Tunable microlenses shine light on medical imaging
(PhysOrg.com) -- University of Wisconsin-Madison engineers have developed tunable liquid microlenses that can quickly scan images and record video. Integrated onto fiber-optic probes, the lenses further could reduce the invasiveness of such minimally invasive diagnostic medical procedures as endoscopies.
Assistant professor of electrical and computer engineering Hongrui Jiang and his student Xuefeng Zeng developed the lenses. The two published their findings in the cover story of today's (Oct. 13) issue of Applied Physics Letters.
Tunable liquid microlenses are Jiang's specialty. He first developed the technology in 2006 in collaboration with David Beebe, a UW-Madison professor of biomedical engineering. They form the lenses from tiny droplets of water and oil, actuated by a thick, jelly-like polymer called a hydrogel.

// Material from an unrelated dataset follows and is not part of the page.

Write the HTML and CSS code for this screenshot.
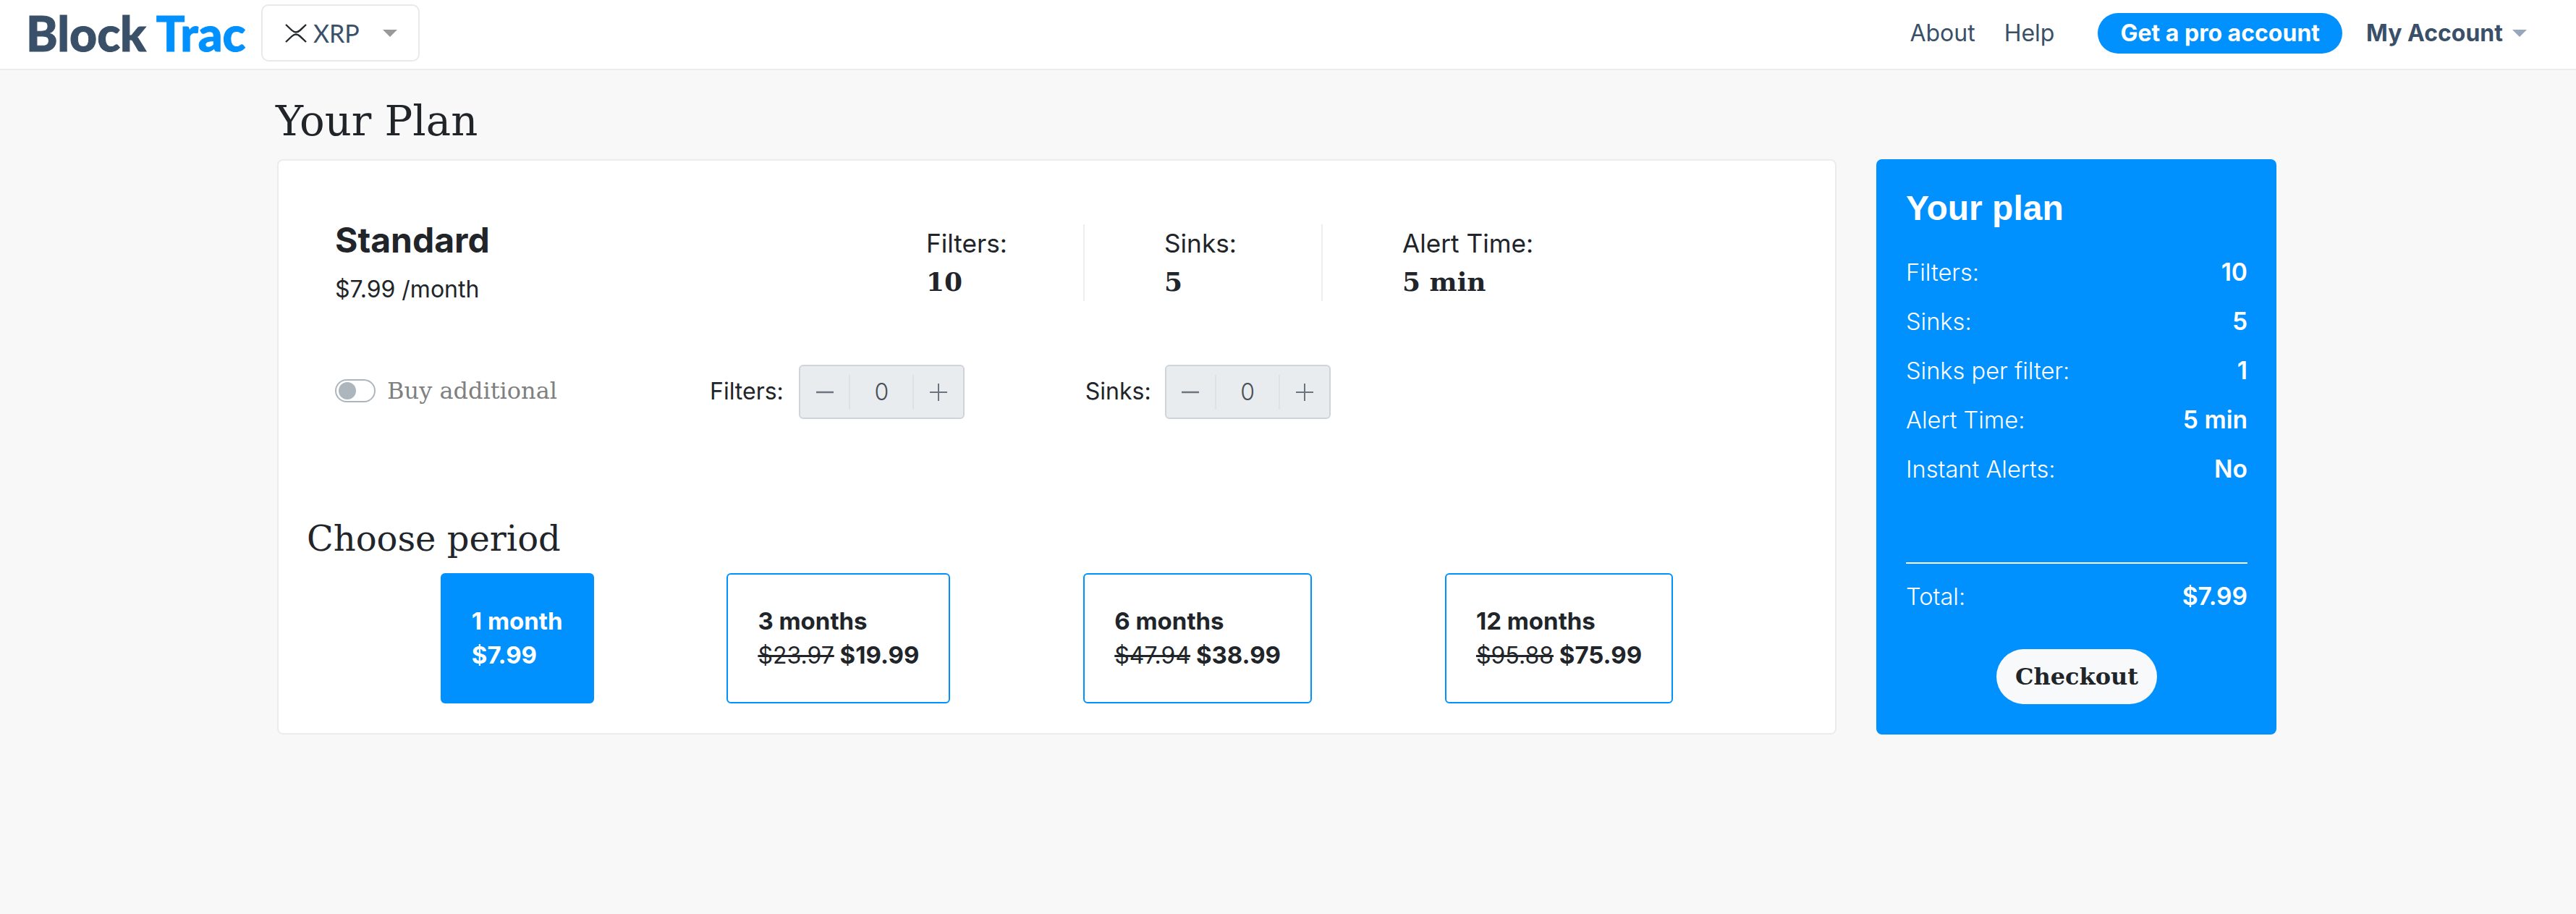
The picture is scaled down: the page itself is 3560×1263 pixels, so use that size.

The hydrogel expands or contracts in response to external stimuli, reshaping the droplets and focusing the lens.
Jiang previously has demonstrated lenses that respond to changes in temperature and pH, but both are inconvenient for fiber-optics applications, he says. To create a hydrogel that responds to infrared light, the researchers integrate tiny nanoparticles of gold into the hydrogel. Gold absorbs energy from infrared light, which it then releases as heat, causing the temperature-sensitive hydrogel to shrink. As a result, the lenses can scan a depth range of inches in seconds.
To integrate the lenses onto a fiber endoscope or other fiber-based optical devices, researchers could add infrared-light-delivering fibers to the bundles that already provide light for illumination and transport image data. "Because it's light-driven, it's easier to integrate with fibers," says Jiang.
A major advantage to the tunable lens system is its scanning capability. "In current endoscopes, the lens at the tip is fixed, so the endoscopist has to move the instrument around. If you have a tunable lens, it offers them scanning abilities, so it reduces the manual operation," Jiang says.
In other words, as an alternative to threading an endoscope completely through the bodily area of interest and then manipulating it to gather images point by point, the physician can leave the scope in one place, scan the area, record all the images and rely on post-image processing to reconstruct the area. "Once you scan through it, you have a whole-picture 3-D rendition of the area."
In addition to still images, the infrared-light-actuated lenses are capable of video feed, allowing physicians to observe dynamic conditions within the body.
Jiang is in the process of building a prototype fiber endoscope that includes a tunable liquid lens. He also is investigating the feasibility of applying the infrared technique to arrays of lenses. In addition, he hopes to demonstrate other applications for the technology in such areas as sensing, defense, diagnostics and other optical imaging.
"The main advantage of this technique is that we demonstrate that it is possible to integrate tunable lenses with fiber," he says. "It's my hope that this will contribute to fiber-based optics in a broad sense."